I only mention this because there has been, ironically, a drought of coffee in Terminal 1. The main retailer has closed, leaving two other places. In one, the coffee tastes of lukewarm Bovril, and the product of the other passes directly through the human body as if lubricated. There was only one option, use the benefit of a security pass to access the shops in Terminal 3, a place I have never been on "work business".

It was an odd experience. I had entered the exact opposite of my usual environment. The people seemed friendlier, the passengers more relaxed. There was a general atmosphere of calm. I ordered my coffee, and chatted to the person serving me. I felt myself changing. I was my own twin, an optimistic, polite, calm and satisfied person, not the saggy-eyed misanthrope that I usually am (this got me to thinking about that old myth that everybody has an evil twin. In a moment of harsh clarity, I realised that I am the evil twin, that my double is the one who you could take home to meet the parents. Christ...). I began to feel uncomfortable, all the people smiling, laughing; there was no-one even raising their voice, or looking annoyed with anything. My jeans were beginning to itch, a nagging reminder that I didn't belong with these people. Without any more thought, I grabbed my coffee and scurried back to Terminal One, entering back into the dim, hot comfort of familiarity.
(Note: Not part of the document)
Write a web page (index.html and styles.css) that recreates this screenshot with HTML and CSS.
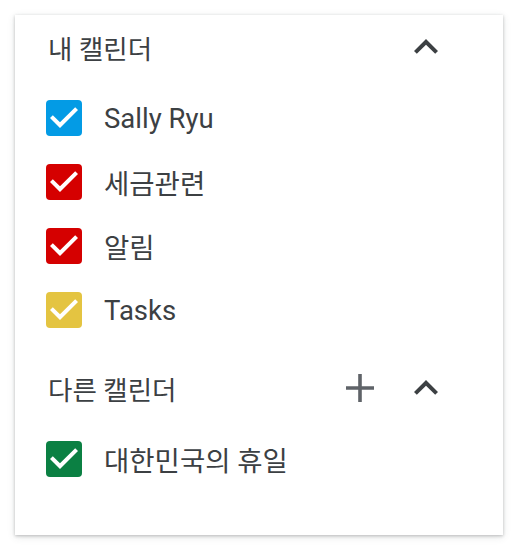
FILE: index.html
```html
<!DOCTYPE html>
<html lang="ko">
<head>
  <meta charset="utf-8">
  <title>캘린더 목록</title>
  <link rel="stylesheet" href="styles.css">
</head>
<body>
  <div class="card">
    <div class="section-header">
      <span class="section-title">내 캘린더</span>
      <div class="header-actions">
        <svg class="icon chevron" viewBox="0 0 24 24"><path d="M12 8l-6 6 1.41 1.41L12 10.83l4.59 4.58L18 14z"/></svg>
      </div>
    </div>
    <ul class="calendar-list">
      <li class="calendar-item">
        <svg class="checkbox" viewBox="0 0 24 24"><rect x="3" y="3" width="18" height="18" rx="2" fill="#039be5"/><path fill="#fff" d="M10 17l-5-5 1.41-1.41L10 14.17l7.59-7.59L19 8l-9 9z"/></svg>
        <span class="calendar-name">Sally Ryu</span>
      </li>
      <li class="calendar-item">
        <svg class="checkbox" viewBox="0 0 24 24"><rect x="3" y="3" width="18" height="18" rx="2" fill="#d50000"/><path fill="#fff" d="M10 17l-5-5 1.41-1.41L10 14.17l7.59-7.59L19 8l-9 9z"/></svg>
        <span class="calendar-name">세금관련</span>
      </li>
      <li class="calendar-item">
        <svg class="checkbox" viewBox="0 0 24 24"><rect x="3" y="3" width="18" height="18" rx="2" fill="#d50000"/><path fill="#fff" d="M10 17l-5-5 1.41-1.41L10 14.17l7.59-7.59L19 8l-9 9z"/></svg>
        <span class="calendar-name">알림</span>
      </li>
      <li class="calendar-item">
        <svg class="checkbox" viewBox="0 0 24 24"><rect x="3" y="3" width="18" height="18" rx="2" fill="#e4c441"/><path fill="#fff" d="M10 17l-5-5 1.41-1.41L10 14.17l7.59-7.59L19 8l-9 9z"/></svg>
        <span class="calendar-name">Tasks</span>
      </li>
    </ul>

    <div class="section-header second">
      <span class="section-title">다른 캘린더</span>
      <div class="header-actions">
        <svg class="icon plus" viewBox="0 0 24 24"><path d="M19 12.9h-6.1V19h-1.8v-6.1H5v-1.8h6.1V5h1.8v6.1H19z"/></svg>
        <svg class="icon chevron" viewBox="0 0 24 24"><path d="M12 8l-6 6 1.41 1.41L12 10.83l4.59 4.58L18 14z"/></svg>
      </div>
    </div>
    <ul class="calendar-list">
      <li class="calendar-item">
        <svg class="checkbox" viewBox="0 0 24 24"><rect x="3" y="3" width="18" height="18" rx="2" fill="#0b8043"/><path fill="#fff" d="M10 17l-5-5 1.41-1.41L10 14.17l7.59-7.59L19 8l-9 9z"/></svg>
        <span class="calendar-name">대한민국의 휴일</span>
      </li>
    </ul>
  </div>
</body>
</html>
```

FILE: styles.css
```css
body {
  margin: 0;
  padding: 15px;
  background-color: #fff;
  font-family: Roboto, "Noto Sans CJK KR", sans-serif;
  color: #3c4043;
}

.card {
  width: 488px;
  height: 520px;
  box-sizing: border-box;
  background-color: #fff;
  box-shadow: 0 1px 3px rgba(60, 64, 67, 0.3), 0 2px 8px rgba(60, 64, 67, 0.12);
  padding: 8px 0 0 0;
}

.section-header {
  display: flex;
  align-items: center;
  justify-content: space-between;
  height: 48px;
  padding: 0 53px 0 33px;
}

.section-header.second {
  margin-top: 22px;
}

.section-title {
  font-size: 26.5px;
}

.header-actions {
  display: flex;
  gap: 18px;
}

.icon {
  width: 48px;
  height: 48px;
}

.chevron {
  fill: #3c4043;
}

.plus {
  fill: #5f6368;
}

.calendar-list {
  list-style: none;
  margin: 15px 0 0 0;
  padding: 0 0 0 25px;
}

.calendar-item {
  display: flex;
  align-items: center;
  height: 64px;
}

.checkbox {
  width: 48px;
  height: 48px;
  margin-right: 16px;
}

.calendar-name {
  font-size: 27.5px;
}
```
Thursday, October 12, 2006

Angry Pinballs (A Rant Dedicated to ABG)

"Why don't you just leave?"

How many times have I been faced with this question? I have lost count. But then again, I have lost count of how many times I have entered into a dark complaint about the airport. I have lost count of the times I have woken up at 3am and spent the journey to work cursing loudly. I have lost count of the time I have lost in this job...

"Why don't you just leave?"

And everybody at the airport is worse off than everybody else, at least by their own reckoning. Cabin Crew curse the easy life of shop workers, shop workers complain about the money pilots get, pilots moan that their hours are tougher than the management of the airport, and so on and so on and so on. And within the company I work for this attitude is intensified, everybody prowls around declaring their status as VICTIM. Before anybody says anything, I was crowned king of this particular human trait long ago...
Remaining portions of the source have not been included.